Factor score estimation is a post-estimation step in SEM that involves deriving individual-level scores on latent variables from the fitted model. Ideally, any kind of inference should be made using the SEM instead on estimated individual-level scores because the estimation introduces estimation error. For example, if one is interested in the correlation of two latent factors, this correlation should be modeled and model-based estimates should be used for the inference. Common approaches include regression (or “Thurstone”) scoring, Bartlett scoring, and empirical Bayes methods, each trading-off bias and efficiency. Importantly, factor scores are not uniquely determined—they depend on the chosen estimation method and model specification—so they should be interpreted as approximations rather than exact measurements of the latent constructs. In applied work, factor scores are often used for secondary analyses, such as predicting outcomes or classifying individuals, but their uncertainty and potential indeterminacy should always be taken into account.
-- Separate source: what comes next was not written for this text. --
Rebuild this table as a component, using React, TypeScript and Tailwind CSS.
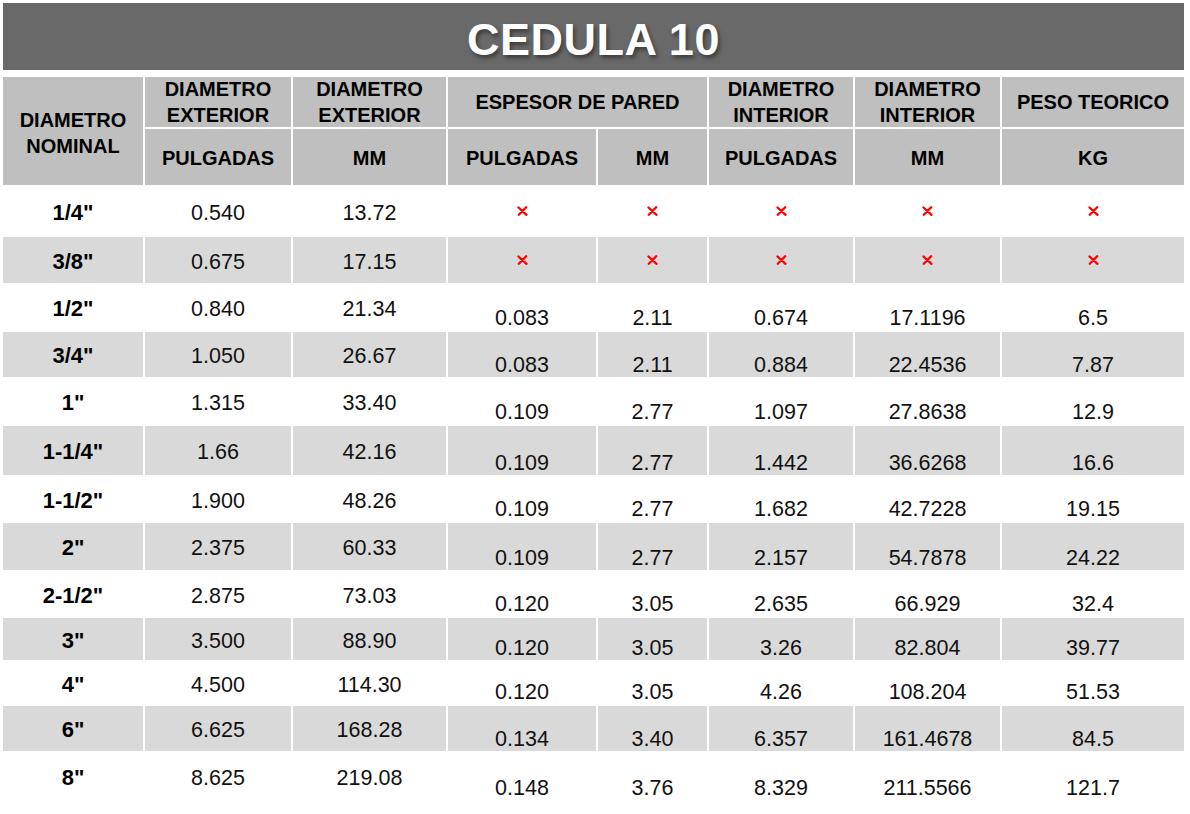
const rowHeights = ['h-[48px]', 'h-[46px]', 'h-[45px]', 'h-[45px]', 'h-[45px]', 'h-[49px]', 'h-[44px]', 'h-[47px]', 'h-[44px]', 'h-[42px]', 'h-[42px]', 'h-[45px]', 'h-[47px]'];

type Row = {
  nominal: string;
  odIn: string;
  odMm: string;
  rest: string[] | null;
};

const rows: Row[] = [
  { nominal: '1/4"', odIn: '0.540', odMm: '13.72', rest: null },
  { nominal: '3/8"', odIn: '0.675', odMm: '17.15', rest: null },
  { nominal: '1/2"', odIn: '0.840', odMm: '21.34', rest: ['0.083', '2.11', '0.674', '17.1196', '6.5'] },
  { nominal: '3/4"', odIn: '1.050', odMm: '26.67', rest: ['0.083', '2.11', '0.884', '22.4536', '7.87'] },
  { nominal: '1"', odIn: '1.315', odMm: '33.40', rest: ['0.109', '2.77', '1.097', '27.8638', '12.9'] },
  { nominal: '1-1/4"', odIn: '1.66', odMm: '42.16', rest: ['0.109', '2.77', '1.442', '36.6268', '16.6'] },
  { nominal: '1-1/2"', odIn: '1.900', odMm: '48.26', rest: ['0.109', '2.77', '1.682', '42.7228', '19.15'] },
  { nominal: '2"', odIn: '2.375', odMm: '60.33', rest: ['0.109', '2.77', '2.157', '54.7878', '24.22'] },
  { nominal: '2-1/2"', odIn: '2.875', odMm: '73.03', rest: ['0.120', '3.05', '2.635', '66.929', '32.4'] },
  { nominal: '3"', odIn: '3.500', odMm: '88.90', rest: ['0.120', '3.05', '3.26', '82.804', '39.77'] },
  { nominal: '4"', odIn: '4.500', odMm: '114.30', rest: ['0.120', '3.05', '4.26', '108.204', '51.53'] },
  { nominal: '6"', odIn: '6.625', odMm: '168.28', rest: ['0.134', '3.40', '6.357', '161.4678', '84.5'] },
  { nominal: '8"', odIn: '8.625', odMm: '219.08', rest: ['0.148', '3.76', '8.329', '211.5566', '121.7'] },
];

function Cross() {
  return (
    <svg width="11" height="10" viewBox="0 0 11 10" aria-label="no disponible">
      <path d="M1.5 1.5 L9.5 8.8 M9.2 1.2 L1.8 8.8" stroke="#ff0000" strokeWidth="2.3" strokeLinecap="round" fill="none" />
    </svg>
  );
}

function HeadCell({ children, className = '' }: { children: React.ReactNode; className?: string }) {
  return (
    <div className={`bg-[#bfbfbf] flex items-center justify-center text-center text-[20px] leading-[26px] font-bold text-black ${className}`}>
      {children}
    </div>
  );
}

export default function App() {
  return (
    <div className="w-[1190px] h-[814px] bg-white pt-[3px] pl-[3px] font-['Liberation_Sans',Arial,sans-serif]">
      <div className="w-[1181px] h-[67px] bg-[#696969] flex items-center justify-center pt-[6px]">
        <h1 className="text-white text-[45px] font-bold leading-none tracking-[0.5px] [text-shadow:2px_3px_4px_rgba(0,0,0,0.45)]">
          CEDULA 10
        </h1>
      </div>

      <div className="mt-[7px] grid grid-cols-[140px_146px_153px_148px_109px_144px_145px_182px] grid-rows-[50px_56px] gap-[2px]">
        <HeadCell className="row-span-2 pt-[4px]">
          DIAMETRO
          <br />
          NOMINAL
        </HeadCell>
        <HeadCell>
          DIAMETRO
          <br />
          EXTERIOR
        </HeadCell>
        <HeadCell>
          DIAMETRO
          <br />
          EXTERIOR
        </HeadCell>
        <HeadCell className="col-span-2">ESPESOR DE PARED</HeadCell>
        <HeadCell>
          DIAMETRO
          <br />
          INTERIOR
        </HeadCell>
        <HeadCell>
          DIAMETRO
          <br />
          INTERIOR
        </HeadCell>
        <HeadCell>PESO TEORICO</HeadCell>

        <HeadCell className="pt-[2px]">PULGADAS</HeadCell>
        <HeadCell className="pt-[2px]">MM</HeadCell>
        <HeadCell className="pt-[2px]">PULGADAS</HeadCell>
        <HeadCell className="pt-[2px]">MM</HeadCell>
        <HeadCell className="pt-[2px]">PULGADAS</HeadCell>
        <HeadCell className="pt-[2px]">MM</HeadCell>
        <HeadCell className="pt-[2px]">KG</HeadCell>
      </div>

      <div className="mt-[2px] flex flex-col gap-[2px]">
        {rows.map((r, i) => {
          const bg = i % 2 === 1 ? 'bg-[#d9d9d9]' : 'bg-white';
          const cell = `${bg} flex justify-center text-[21.5px] leading-[24px] text-[#111]`;
          return (
            <div
              key={r.nominal}
              className={`grid grid-cols-[140px_146px_153px_148px_109px_144px_145px_182px] gap-x-[2px] ${rowHeights[i]}`}
            >
              <div className={`${cell} items-center pt-[3px] text-[22px] font-bold text-black`}>{r.nominal}</div>
              <div className={`${cell} items-center pt-[3px]`}>{r.odIn}</div>
              <div className={`${cell} items-center pt-[3px]`}>{r.odMm}</div>
              {r.rest
                ? r.rest.map((v, j) => (
                    <div key={j} className={`${cell} items-end`}>
                      {v}
                    </div>
                  ))
                : [0, 1, 2, 3, 4].map((j) => (
                    <div key={j} className={`${cell} items-center`}>
                      <Cross />
                    </div>
                  ))}
            </div>
          );
        })}
      </div>
    </div>
  );
}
8.1 Factor-score estimation in Onyx

In Onyx, you can right-click on a fitted model view and choose “Estimation -> Obtain Latent / Missing Scores”. This creates a new dataset, which imputes all missing variables using a maximum-likelihood-based approach; this includes all latent variables, which are treated as completely missing (as they were not observed):

This new dataset can either be saved or be used to create plots.

The scores are computed as regression factor scores (also known as conditional mean scores). These are computed as expectation of a given missing value given the observed scores. This is also know as conditional mean imputation under a multivariate normal model.

8.2 Exercise

For the exercise, we will use the Holzinger Swineford dataset.

8.2.1 Holzinger Swineford

From the description provided in the lavaan package:

The classic Holzinger and Swineford (1939) dataset consists of mental ability test scores of seventh- and eighth-grade children from two different schools (Pasteur and Grant-White). In the original dataset (available in the MBESS package), there are scores for 26 tests. However, a smaller subset with 9 variables is more widely used in the literature (for example in Joreskog’s 1969 paper, which also uses the 145 subjects from the Grant-White school only).
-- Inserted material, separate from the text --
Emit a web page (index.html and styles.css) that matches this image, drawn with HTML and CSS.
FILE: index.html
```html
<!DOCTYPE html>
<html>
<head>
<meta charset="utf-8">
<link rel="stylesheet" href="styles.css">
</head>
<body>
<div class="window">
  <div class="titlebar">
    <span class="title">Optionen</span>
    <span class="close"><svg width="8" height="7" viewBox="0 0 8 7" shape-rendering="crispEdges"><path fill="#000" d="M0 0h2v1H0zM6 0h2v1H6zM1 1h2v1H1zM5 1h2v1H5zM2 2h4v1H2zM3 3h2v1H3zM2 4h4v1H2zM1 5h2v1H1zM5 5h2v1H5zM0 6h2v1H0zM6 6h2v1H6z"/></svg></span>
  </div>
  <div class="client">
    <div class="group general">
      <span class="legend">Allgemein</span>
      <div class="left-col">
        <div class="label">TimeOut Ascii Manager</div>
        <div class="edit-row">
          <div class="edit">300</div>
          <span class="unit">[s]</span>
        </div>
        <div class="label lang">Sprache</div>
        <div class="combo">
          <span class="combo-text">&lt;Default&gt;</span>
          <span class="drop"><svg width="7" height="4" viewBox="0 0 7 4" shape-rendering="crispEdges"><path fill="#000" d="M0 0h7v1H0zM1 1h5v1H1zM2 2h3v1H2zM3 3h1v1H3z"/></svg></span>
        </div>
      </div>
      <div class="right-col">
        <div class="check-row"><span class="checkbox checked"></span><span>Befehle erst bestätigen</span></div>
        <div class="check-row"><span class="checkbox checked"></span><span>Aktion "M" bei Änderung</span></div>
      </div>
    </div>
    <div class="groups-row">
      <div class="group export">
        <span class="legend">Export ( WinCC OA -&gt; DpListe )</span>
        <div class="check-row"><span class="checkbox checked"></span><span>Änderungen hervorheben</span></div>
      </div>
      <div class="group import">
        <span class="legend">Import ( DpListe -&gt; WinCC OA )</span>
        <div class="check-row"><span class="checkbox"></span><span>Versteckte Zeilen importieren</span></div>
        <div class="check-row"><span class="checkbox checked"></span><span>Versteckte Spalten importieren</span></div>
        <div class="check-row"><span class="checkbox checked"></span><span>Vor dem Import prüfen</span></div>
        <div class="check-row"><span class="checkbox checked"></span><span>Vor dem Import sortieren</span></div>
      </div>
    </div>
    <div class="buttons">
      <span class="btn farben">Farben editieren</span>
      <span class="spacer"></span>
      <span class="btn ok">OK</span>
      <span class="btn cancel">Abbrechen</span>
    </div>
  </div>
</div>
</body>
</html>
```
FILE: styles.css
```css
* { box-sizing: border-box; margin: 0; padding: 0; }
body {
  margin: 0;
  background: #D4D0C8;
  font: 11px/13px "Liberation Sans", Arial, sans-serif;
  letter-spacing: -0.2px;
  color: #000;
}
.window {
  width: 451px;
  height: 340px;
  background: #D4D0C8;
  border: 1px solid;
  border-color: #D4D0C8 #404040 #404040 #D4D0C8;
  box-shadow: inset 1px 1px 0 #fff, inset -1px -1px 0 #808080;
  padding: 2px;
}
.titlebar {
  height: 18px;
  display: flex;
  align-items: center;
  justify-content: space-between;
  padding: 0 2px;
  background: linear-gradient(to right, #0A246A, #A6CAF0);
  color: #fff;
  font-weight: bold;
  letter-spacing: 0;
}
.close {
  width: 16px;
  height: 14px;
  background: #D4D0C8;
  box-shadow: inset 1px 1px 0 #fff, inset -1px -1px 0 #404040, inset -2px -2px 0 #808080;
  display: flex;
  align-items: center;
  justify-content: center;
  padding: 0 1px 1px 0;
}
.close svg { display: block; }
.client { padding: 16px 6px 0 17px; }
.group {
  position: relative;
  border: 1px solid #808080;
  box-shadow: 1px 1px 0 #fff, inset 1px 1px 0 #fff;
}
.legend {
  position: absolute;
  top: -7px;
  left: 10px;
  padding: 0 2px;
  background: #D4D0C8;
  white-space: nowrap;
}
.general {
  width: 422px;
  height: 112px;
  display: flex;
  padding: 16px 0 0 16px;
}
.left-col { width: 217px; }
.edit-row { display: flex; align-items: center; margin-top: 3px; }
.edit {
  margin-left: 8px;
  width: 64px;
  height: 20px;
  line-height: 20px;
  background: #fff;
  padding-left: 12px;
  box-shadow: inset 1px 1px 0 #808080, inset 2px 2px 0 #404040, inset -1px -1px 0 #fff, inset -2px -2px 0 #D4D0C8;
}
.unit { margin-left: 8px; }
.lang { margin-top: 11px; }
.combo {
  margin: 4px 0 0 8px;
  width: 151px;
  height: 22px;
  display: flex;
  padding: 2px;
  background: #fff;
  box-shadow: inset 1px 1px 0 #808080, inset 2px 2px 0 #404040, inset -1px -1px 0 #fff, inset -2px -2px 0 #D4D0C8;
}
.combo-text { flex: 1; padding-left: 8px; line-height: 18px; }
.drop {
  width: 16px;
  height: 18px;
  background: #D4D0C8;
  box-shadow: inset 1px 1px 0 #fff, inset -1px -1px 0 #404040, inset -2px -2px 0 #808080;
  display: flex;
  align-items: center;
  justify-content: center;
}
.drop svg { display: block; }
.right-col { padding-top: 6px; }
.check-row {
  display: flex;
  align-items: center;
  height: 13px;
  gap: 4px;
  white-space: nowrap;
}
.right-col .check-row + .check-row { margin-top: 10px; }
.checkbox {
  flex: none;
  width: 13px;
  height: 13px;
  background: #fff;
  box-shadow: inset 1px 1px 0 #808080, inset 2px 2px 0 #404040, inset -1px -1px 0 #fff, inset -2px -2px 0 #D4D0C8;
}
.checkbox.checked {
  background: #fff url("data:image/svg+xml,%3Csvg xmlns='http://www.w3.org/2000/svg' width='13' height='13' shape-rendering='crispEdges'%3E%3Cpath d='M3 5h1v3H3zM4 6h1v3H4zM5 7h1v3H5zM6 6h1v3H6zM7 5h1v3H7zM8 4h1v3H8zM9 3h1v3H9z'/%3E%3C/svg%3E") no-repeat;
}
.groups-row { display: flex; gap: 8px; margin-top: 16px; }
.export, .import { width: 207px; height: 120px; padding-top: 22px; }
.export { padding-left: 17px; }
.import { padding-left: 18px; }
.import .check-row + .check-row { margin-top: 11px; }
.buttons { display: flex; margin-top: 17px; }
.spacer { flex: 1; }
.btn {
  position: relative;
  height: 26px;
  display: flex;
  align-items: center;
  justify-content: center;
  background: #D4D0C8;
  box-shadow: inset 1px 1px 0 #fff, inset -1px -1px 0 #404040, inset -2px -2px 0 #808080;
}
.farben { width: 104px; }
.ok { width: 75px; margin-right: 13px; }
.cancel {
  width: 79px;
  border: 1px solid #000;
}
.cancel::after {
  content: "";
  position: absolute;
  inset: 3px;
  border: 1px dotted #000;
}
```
The commonly used factor model for these 9 variables consists of three latent variables each measured by three indicators:

  • a visual factor measured by three variables: x1, x2 and x3

  • a textual factor measured by three variables: x4, x5 and x6

  • a speed factor measured by three variables: x7, x8 and x9

8.2.2 Tasks

  1. Load the dataset HolzingerSwineford1939.csv

  2. Create a latent factor model with the first six observed variables (x1 to x6); allow a correlation of the two latent factors; name the model “VisualTextual”
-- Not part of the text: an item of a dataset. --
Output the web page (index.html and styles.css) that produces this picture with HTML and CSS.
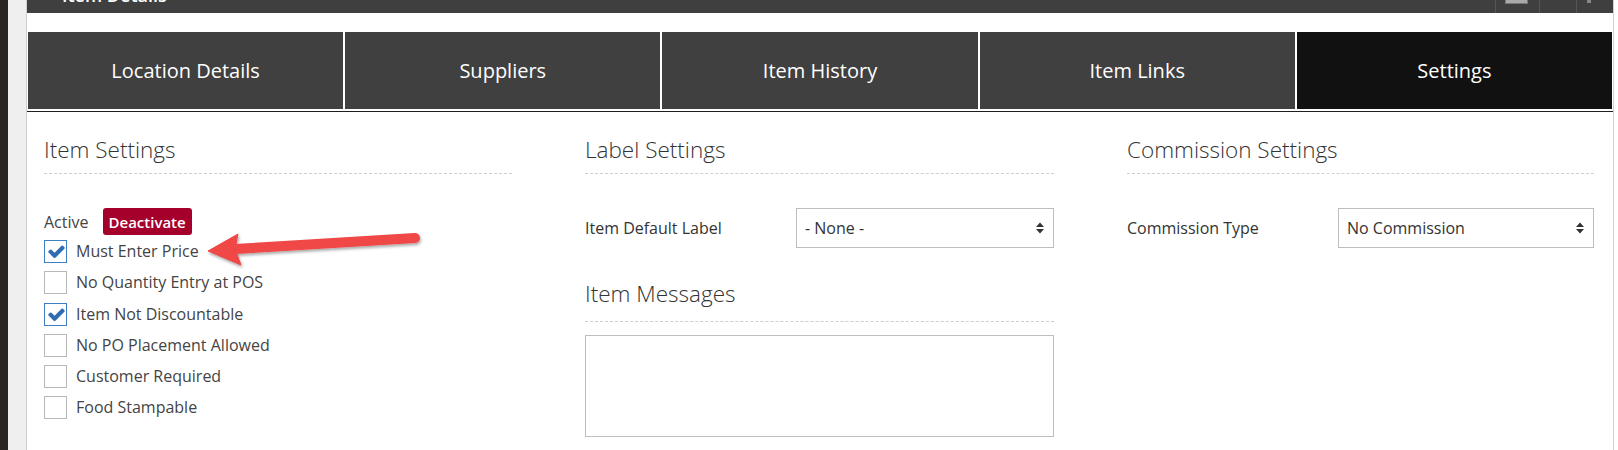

  3. Obtain factor scores of the two latent variables

  4. Plot a scatter plot of the estimated factor scores from the visual and textual factor. What do you see? How does this relate to the latent correlation between the two factors?

  5. Save the estimated data set to a file

9 Solution

First, create the latent factor model. It should look like this:

Next, obtain the factor score estimates – this opens a new dataset including the estimated scores as new variables; the names correspond to the names of the latent factors:

Then right-click on an empty space in the dataset view, select plot and then scatterplot:

This creates a scatterplot:

Here, we can see a positive correlation of medium size. This corresponds to the latent factor score correlation in the model. Note, however, that the model-based correlation is a better estimate (less biased and more precise) than estimating a correlation on the estimated factor scores.